Avrupa’nın en çok göç alan ülkesi Almanya, vatandaşlık politikalarında köklü bir değişikliğe gitti. Uzun süredir tartışma konusu olan “3 yılda vatandaşlık” uygulaması resmen kaldırıldı. Artık Almanya’da yaşayan yabancı uyruklular için vatandaşlık hakkı elde etmek çok daha zor hale geldi. Yeni düzenlemeye göre, vatandaşlık başvurusu yapabilmek için en az 5 yıl kesintisiz ikamet şartı getirildi.
Bu karar, ülkedeki göçmen topluluklar arasında büyük yankı uyandırdı. Özellikle Türkiye kökenli vatandaşlar arasında popüler olan hızlandırılmış vatandaşlık programı, artık tarihe karıştı. Yeni sistemde Almanya, vatandaşlığı “entegrasyonun son adımı” olarak tanımlıyor. Yani artık sadece ülkede yaşamak yetmeyecek; sosyal uyum, dil yeterliliği, ekonomik bağımsızlık ve topluma katkı gibi kriterler ön planda olacak.
İçişleri Bakanı Alexander Dobrindt konuyla ilgili yaptığı açıklamada, “Alman pasaportu artık bir başlangıç değil, entegrasyonun zirvesidir” ifadesini kullandı. Dobrindt’e göre, vatandaşlık artık yalnızca belirli bir süre yaşamanın değil, “Alman toplumsal değerleriyle bütünleşmenin” bir sonucu olacak. Bu sözler, hükümetin göçmen politikasında daha katı ve seçici bir çizgiye geçtiğini gösteriyor.
Ancak karar, ülke içinde sert tartışmaları da beraberinde getirdi. Muhalefetteki Yeşiller Partisi ve Sol Parti, hükümeti göçmen karşıtı bir politika izlemekle suçladı. Yeşiller Partisi sözcüsü Claudia Roth, yaptığı açıklamada “Bu karar, göçmenleri dışlıyor ve onları ikinci sınıf insanlar gibi konumlandırıyor. Almanya’yı kapalı bir topluma dönüştürür” dedi.
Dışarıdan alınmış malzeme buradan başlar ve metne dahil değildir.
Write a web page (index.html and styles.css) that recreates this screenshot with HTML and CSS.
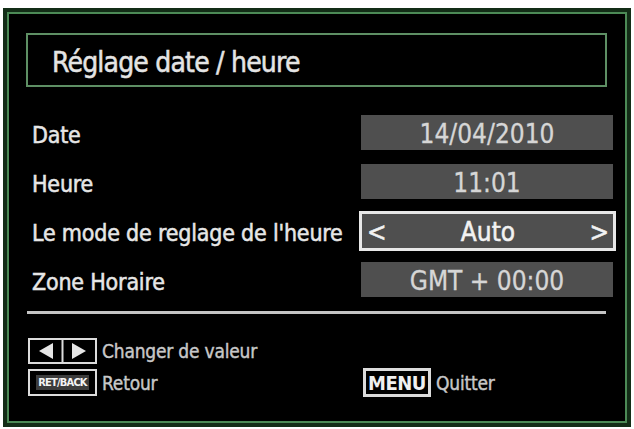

Toplumun farklı kesimlerinden de tepkiler yükseldi. Göçmen dernekleri ve insan hakları kuruluşları, özellikle Türkiye, Suriye, Afganistan ve Arap kökenli göçmenlerin bu karardan olumsuz etkileneceğini belirtiyor. Yeni düzenlemeyle birlikte vatandaşlık süreci uzayacak, bürokrasi artacak ve birçok göçmen için Almanya’da “kalıcı aidiyet” daha da zorlaşacak.
Hükümet ise eleştirileri reddediyor. Reformun amacı olarak “vatandaşlığın ciddiyetini korumak ve toplumsal birliği güçlendirmek” gösteriliyor. Dobrindt, “Vatandaşlık bir ödüldür, sıradan bir idari işlem değildir. Bu ülkeye katkı sağlayan, değerlerine saygı duyan herkes elbette Alman olabilir. Ancak bu süreç daha sağlam temellere dayanmalı” dedi.
Yeni sistemde, bazı istisnai durumlarda 5 yıllık süre 3 yıla indirilebilecek. Ancak bu yalnızca “olağanüstü entegrasyon başarısı” gösteren, yani Almanca’yı ileri düzeyde konuşan, istikrarlı bir gelir elde eden ve sosyal uyumda örnek gösterilen kişiler için geçerli olacak.
Bu karar, Avrupa Birliği genelinde de tartışma yarattı. Brüksel’deki bazı çevreler Almanya’nın bu hamlesini, Avrupa’nın “göçmen politikalarında yeni bir katı dönem” başlatacağına dair bir işaret olarak değerlendiriyor.
Almanya, yaklaşık 15 milyon göçmen nüfusa sahip ve bunların büyük bir kısmı ülkenin ekonomik büyümesine katkı sunuyor. Ancak son dönemde artan yabancı düşmanlığı, aşırı sağ partilerin güçlenmesi ve göç politikalarına yönelik kamuoyu baskısı, hükümeti bu sert adımı atmaya yönlendirdi.
Yeni yasa ile birlikte Almanya artık “daha seçici bir vatandaşlık modeli”ne geçiyor. Bu da Avrupa’da göçmenlerin entegrasyon ve vatandaşlık süreçlerinin geleceği açısından kritik bir dönüm noktası anlamına geliyor.